Reaching the one million subscriber mark is a significant milestone for ESPN President James Pitaro, whose primary task since taking the helm in March has been to launch a successful ESPN-branded streaming service.
ESPN this summer converted ESPN Insider subscribers, who were paying $4.99 a month for in-depth sports analysis and tools, to ESPN+ customers. In a statement, the company said the “vast majority” of the one million paying customers are new ESPN+ subscribers who signed up since April. Converted ESPN Insider subscribers are a “significant minority of the total.”
ESPN has lost millions of subscribers to its cable channels in recent years, stoking concerns on Wall Street about the sports TV juggernaut’s financial health and more broadly about how deeply the cord-cutting phenomenon will hurt the entire pay-TV industry.
In a statement, Mr. Pitaro said “combining sports, technology and the ESPN brand is a very powerful combination, and we are just getting started.”
ESPN+ has been a big part of Disney’s efforts to take a piece of the burgeoning streaming economy. Disney Chief Executive Bob Iger has said that the company’s pending acquisition of 21st Century Fox Inc. is a foundational part of its plan to take on Netflix Inc. globally.

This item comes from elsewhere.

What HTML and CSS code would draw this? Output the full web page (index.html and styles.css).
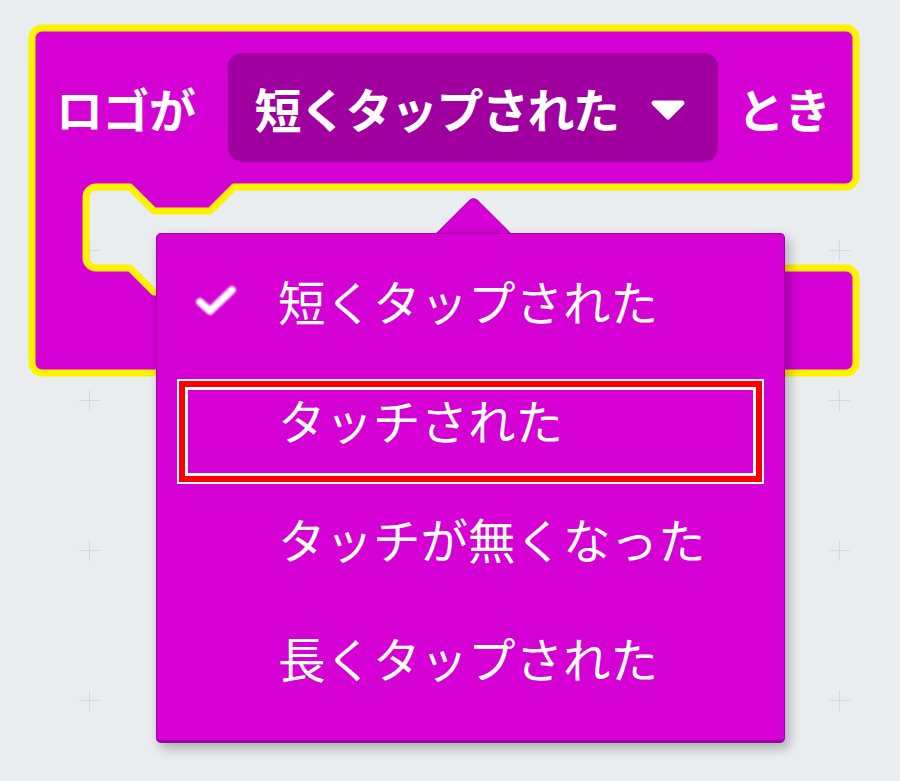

ESPN+ faces an array of competitors. Other media companies like AT&T Inc.’s Turner and CBS Corp. have released sports-focused streaming competitors, while tech companies like Amazon.com Inc., Alphabet Inc.’s Google, Twitter Inc. and Facebook Inc. have showed keen interest in competing with ESPN for marquee sports rights.
In March, longtime Disney corporate strategy executive Kevin Mayer took over a new streaming and international division that will oversee both ESPN+ and a new family-focused streaming service that Disney will launch in 2019.
“We’re thrilled so many sports fans have quickly come to love the service,” Mr. Mayer said in the release. ”The future is bright and we believe growth will continue as we add features, distribution partners and more exclusive content in the coming months.”